November 3, 2008 | APPEARED IN VOLUME 86, ISSUE 44

I ENJOYED reading the article on instant coffee (C&EN, Sept. 29, page 42). I prefer fresh-brewed myself and especially my dark espresso. It would be interesting to compare the amount of caffeine in dark roasted coffee and espresso. Is such information available? Thanks, and have another cup!

Jose M. Sentmana
Conroe, Texas

I ENJOYED Kenneth Moore's article on instant coffee but want to correct one important fact. General Foods in White Plains, N.Y., not Kraft or Philip Morris, developed and introduced freeze-dried Maxim instant coffee to the marketplace in 1963 as part of its Maxwell House product line. I know this as a fact because I was a chemical engineering co-op student from Northeastern University working at the General Foods Technical Center in Tarrytown, N.Y., in 1963. At that time, we were General Foods and not Kraft or Philip Morris. As my first co-op assignment, I helped operate the pilot-plant freeze drier that manufactured the coffee and also managed the packaging line where we filled single-serving tins, under vacuum, that were mailed out for the initial market tests.

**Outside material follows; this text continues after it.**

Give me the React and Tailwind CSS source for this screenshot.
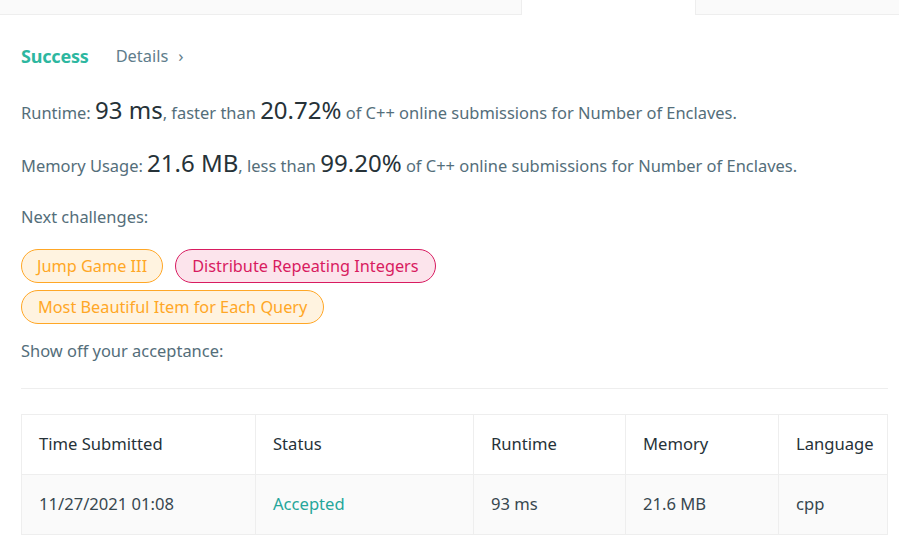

The lineage of General Foods, Kraft, and Philip Morris is shown below from Wikipedia: "General Foods Corp. was a company whose direct predecessor was established in the U.S. by Charles William Post (Oct. 26, 1854–May 9, 1914) as the Postum Cereal Co. in 1895. The name General Foods was adopted in 1929 after several corporate acquisitions. In November 1985, General Foods was acquired by Philip Morris Companies (now Altria Group) for $5.6 billion, the largest non-oil acquisition to that time. In December 1988, Philip Morris acquired Kraft and in 1990 combined the two food companies as Kraft General Foods (KGF)."